**What is needed**
Take the listing from its first line through the line that contains "return the list</div>" and please retype those lines exactly, leaving out the pictures.

┌─ Material provided

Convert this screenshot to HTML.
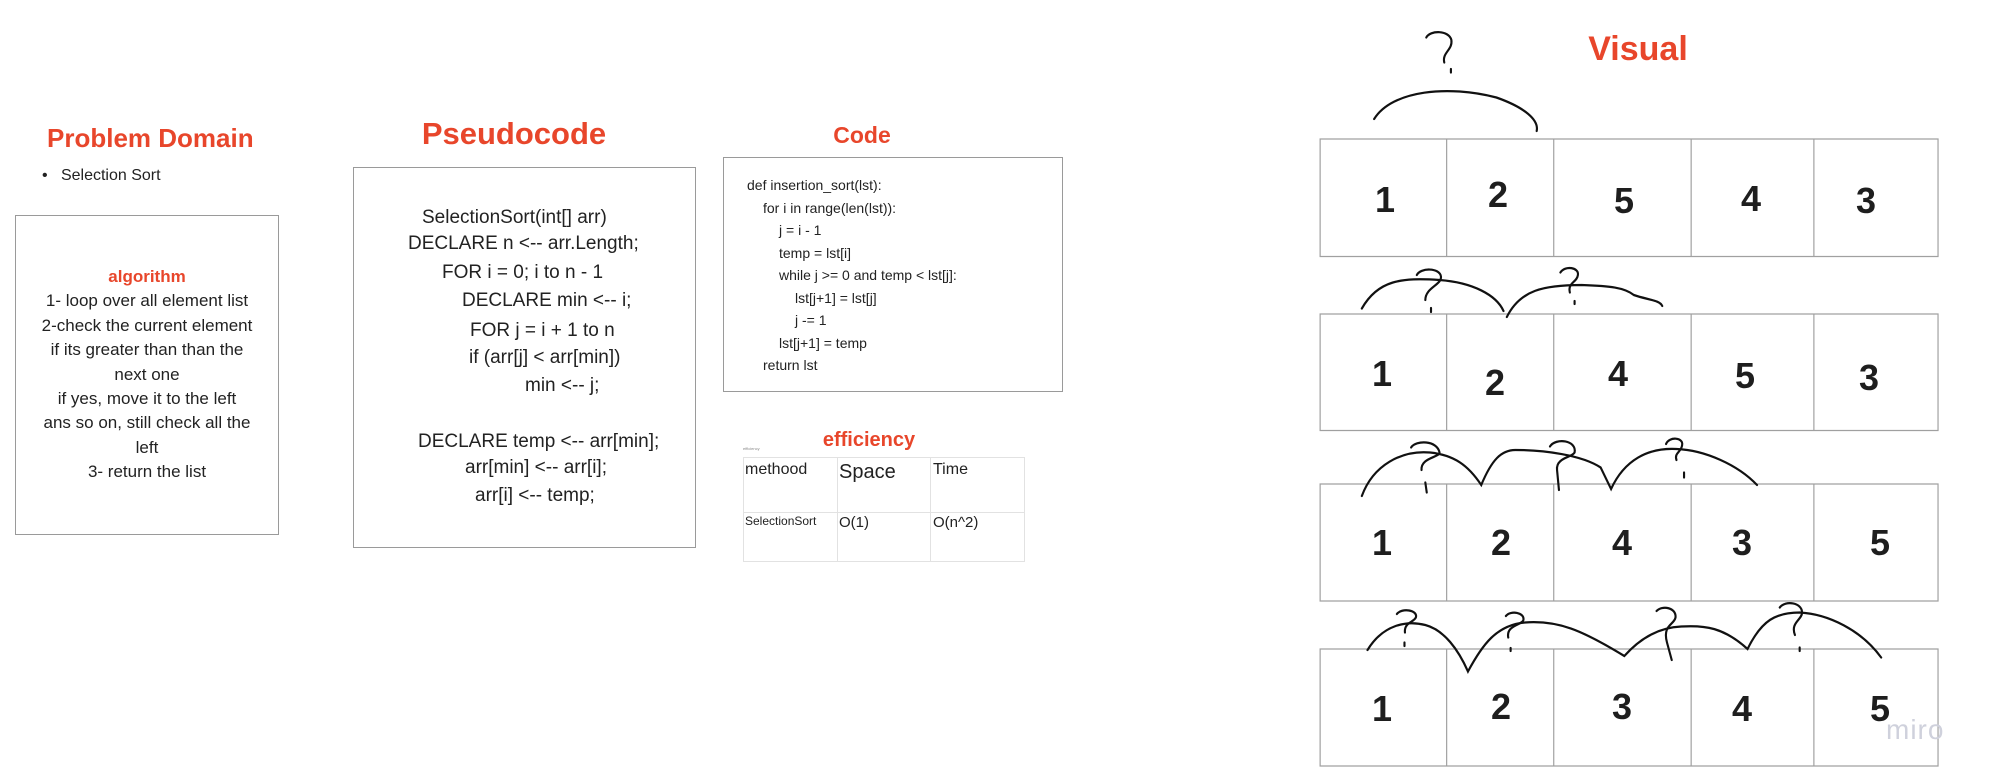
<!DOCTYPE html>
<html><head><meta charset="utf-8"><style>
body{margin:0;width:1993px;height:783px;background:#fff;position:relative;overflow:hidden;font-family:"Liberation Sans",sans-serif;color:#222}
.a{position:absolute;white-space:nowrap}
.t{color:#e8462b;font-weight:bold}
.box{position:absolute;border:1.5px solid #9a9a9a;background:#fff}
.n{position:absolute;font-weight:bold;font-size:36px;line-height:40px;width:40px;text-align:center;margin-left:-20px;margin-top:-20px;color:#1e1e1e}
</style></head><body>
<div class="a t" style="left:47px;top:123px;font-size:26px;line-height:30px;width:200px;text-align:center">Problem Domain</div>
<div class="a" style="left:42px;top:166px;font-size:16px;line-height:20px">•&nbsp;&nbsp; Selection Sort</div>
<div class="box" style="left:15px;top:215px;width:262px;height:318px"></div>
<div class="a" style="left:15px;top:265px;width:264px;text-align:center;font-size:17px;line-height:24.4px">
<span class="t">algorithm</span><br>1- loop over all element list<br>2-check the current element<br>if its greater than than the<br>next one<br>if yes, move it to the left<br>ans so on, still check all the<br>left<br>3- return the list</div>

<div class="a t" style="left:364px;top:116px;font-size:31px;line-height:36px;width:300px;text-align:center">Pseudocode</div>
<div class="box" style="left:353px;top:167px;width:341px;height:379px"></div>
<div style="font-size:19px;line-height:22px">
<div class="a" style="left:422px;top:207px">SelectionSort(int[] arr)</div>
<div class="a" style="left:408px;top:233px">DECLARE n &lt;-- arr.Length;</div>
<div class="a" style="left:442px;top:262px">FOR i = 0; i to n - 1</div>
<div class="a" style="left:462px;top:290px">DECLARE min &lt;-- i;</div>
<div class="a" style="left:470px;top:320px">FOR j = i + 1 to n</div>
<div class="a" style="left:469px;top:347px">if (arr[j] &lt; arr[min])</div>
<div class="a" style="left:525px;top:375px">min &lt;-- j;</div>
<div class="a" style="left:418px;top:431px">DECLARE temp &lt;-- arr[min];</div>
<div class="a" style="left:465px;top:457px">arr[min] &lt;-- arr[i];</div>
<div class="a" style="left:475px;top:485px">arr[i] &lt;-- temp;</div>
</div>

<div class="a t" style="left:762px;top:121px;font-size:23px;line-height:28px;width:200px;text-align:center">Code</div>
<div class="box" style="left:723px;top:157px;width:338px;height:233px"></div>
<div class="a" style="left:747px;top:174px;font-size:14px;line-height:22.5px">
def insertion_sort(lst):<br>
<span style="padding-left:16px">for i in range(len(lst)):</span><br>
<span style="padding-left:32px">j = i - 1</span><br>
<span style="padding-left:32px">temp = lst[i]</span><br>
<span style="padding-left:32px">while j &gt;= 0 and temp &lt; lst[j]:</span><br>
<span style="padding-left:48px">lst[j+1] = lst[j]</span><br>
<span style="padding-left:48px">j -= 1</span><br>
<span style="padding-left:32px">lst[j+1] = temp</span><br>
<span style="padding-left:16px">return lst</span></div>

<div class="a t" style="left:769px;top:428px;font-size:20px;line-height:24px;width:200px;text-align:center">efficiency</div>
<div class="a" style="left:743px;top:446px;font-size:4px;color:#888">efficiency</div>
<div class="a" style="left:743px;top:457px;width:280px;height:103px;border:1px solid #e2e2e2"></div>
<div class="a" style="left:837px;top:457px;width:1px;height:105px;background:#e2e2e2"></div>
<div class="a" style="left:930px;top:457px;width:1px;height:105px;background:#e2e2e2"></div>
<div class="a" style="left:743px;top:512px;width:281px;height:1px;background:#e2e2e2"></div>
<div class="a" style="left:745px;top:461px;font-size:16px">methood</div>
<div class="a" style="left:839px;top:461px;font-size:20px">Space</div>
<div class="a" style="left:933px;top:461px;font-size:16px">Time</div>
<div class="a" style="left:745px;top:514px;font-size:12px">SelectionSort</div>
<div class="a" style="left:839px;top:514px;font-size:15px">O(1)</div>
<div class="a" style="left:933px;top:514px;font-size:15px">O(n^2)</div>

<div class="a t" style="left:1538px;top:29px;font-size:34px;line-height:40px;width:200px;text-align:center">Visual</div>

<svg class="a" style="left:1250px;top:0" width="743" height="783" viewBox="0 0 1568 1566" preserveAspectRatio="none">
<g fill="none" stroke="#a0a0a0" stroke-width="2.5">
<rect x="148" y="278" width="1304" height="235"/><rect x="148" y="628" width="1304" height="233"/>
<rect x="148" y="968" width="1304" height="234"/><rect x="148" y="1298" width="1304" height="234"/>
<path d="M415 278V513M641 278V513M931 278V513M1190 278V513M415 628V861M641 628V861M931 628V861M1190 628V861M415 968V1202M641 968V1202M931 968V1202M1190 968V1202M415 1298V1532M641 1298V1532M931 1298V1532M1190 1298V1532"/>
</g>
<g fill="none" stroke="#111" stroke-width="4.5" stroke-linecap="round">
<path d="M262,238 C300,180 420,170 520,195 C580,215 610,240 605,262"/>
<path d="M372,75 C380,60 420,60 425,80 C428,100 405,105 410,125 M424,138 L424,145"/>
<path d="M236,617 C270,560 320,555 400,560 C470,565 520,590 535,622"/>
<path d="M352,550 C360,535 400,535 403,553 C405,570 370,575 370,600 M382,616 L382,624"/>
<path d="M542,634 C570,580 620,570 700,570 C760,572 790,575 810,590 C840,600 865,600 870,612"/>
<path d="M655,545 C665,530 695,535 692,550 C690,565 670,565 675,585 M685,602 L685,608"/>
<path d="M236,992 C260,930 320,900 380,905 C430,910 460,930 488,970 C510,920 530,900 560,900 C620,900 700,910 740,935 L762,978 C790,920 840,895 900,898 C960,900 1030,930 1070,970"/>
<path d="M340,895 C350,880 395,880 400,905 C400,915 360,915 362,940 M370,965 L373,985"/>
<path d="M633,893 C645,875 690,880 685,905 C680,915 645,915 648,940 L652,980"/>
<path d="M878,888 C885,872 915,875 912,890 C910,905 895,905 900,920 M916,945 L916,955"/>
<path d="M248,1300 C280,1250 330,1240 370,1250 C410,1260 440,1300 460,1343 C490,1290 520,1250 580,1245 C650,1240 700,1260 790,1312 C820,1280 860,1255 910,1253 C960,1250 1000,1255 1050,1298 C1080,1240 1110,1225 1160,1225 C1220,1228 1290,1260 1332,1315"/>
<path d="M310,1228 C320,1215 355,1220 350,1235 C345,1245 325,1245 327,1265 M326,1285 L326,1292"/>
<path d="M540,1232 C550,1220 580,1225 577,1240 C575,1250 540,1250 545,1275 M550,1296 L550,1302"/>
<path d="M858,1222 C870,1210 900,1215 898,1235 C895,1250 870,1250 880,1285 L890,1320"/>
<path d="M1118,1215 C1130,1200 1165,1205 1165,1225 C1165,1240 1140,1245 1150,1270 M1160,1295 L1160,1302"/>
</g>
</svg>

<div class="n" style="left:1385px;top:200px">1</div><div class="n" style="left:1498px;top:195px">2</div><div class="n" style="left:1624px;top:201px">5</div><div class="n" style="left:1751px;top:199px">4</div><div class="n" style="left:1866px;top:201px">3</div>
<div class="n" style="left:1382px;top:374px">1</div><div class="n" style="left:1495px;top:383px">2</div><div class="n" style="left:1618px;top:374px">4</div><div class="n" style="left:1745px;top:376px">5</div><div class="n" style="left:1869px;top:378px">3</div>
<div class="n" style="left:1382px;top:543px">1</div><div class="n" style="left:1501px;top:543px">2</div><div class="n" style="left:1622px;top:543px">4</div><div class="n" style="left:1742px;top:543px">3</div><div class="n" style="left:1880px;top:543px">5</div>
<div class="n" style="left:1382px;top:709px">1</div><div class="n" style="left:1501px;top:707px">2</div><div class="n" style="left:1622px;top:707px">3</div><div class="n" style="left:1742px;top:709px">4</div><div class="n" style="left:1880px;top:709px">5</div>
<div class="a" style="left:1886px;top:714px;font-size:28px;line-height:32px;color:#cfd1dc;letter-spacing:1px">miro</div>
</body></html>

└─

**Answer for this exercise**
Convert this screenshot to HTML.
<!DOCTYPE html>
<html><head><meta charset="utf-8"><style>
body{margin:0;width:1993px;height:783px;background:#fff;position:relative;overflow:hidden;font-family:"Liberation Sans",sans-serif;color:#222}
.a{position:absolute;white-space:nowrap}
.t{color:#e8462b;font-weight:bold}
.box{position:absolute;border:1.5px solid #9a9a9a;background:#fff}
.n{position:absolute;font-weight:bold;font-size:36px;line-height:40px;width:40px;text-align:center;margin-left:-20px;margin-top:-20px;color:#1e1e1e}
</style></head><body>
<div class="a t" style="left:47px;top:123px;font-size:26px;line-height:30px;width:200px;text-align:center">Problem Domain</div>
<div class="a" style="left:42px;top:166px;font-size:16px;line-height:20px">•&nbsp;&nbsp; Selection Sort</div>
<div class="box" style="left:15px;top:215px;width:262px;height:318px"></div>
<div class="a" style="left:15px;top:265px;width:264px;text-align:center;font-size:17px;line-height:24.4px">
<span class="t">algorithm</span><br>1- loop over all element list<br>2-check the current element<br>if its greater than than the<br>next one<br>if yes, move it to the left<br>ans so on, still check all the<br>left<br>3- return the list</div>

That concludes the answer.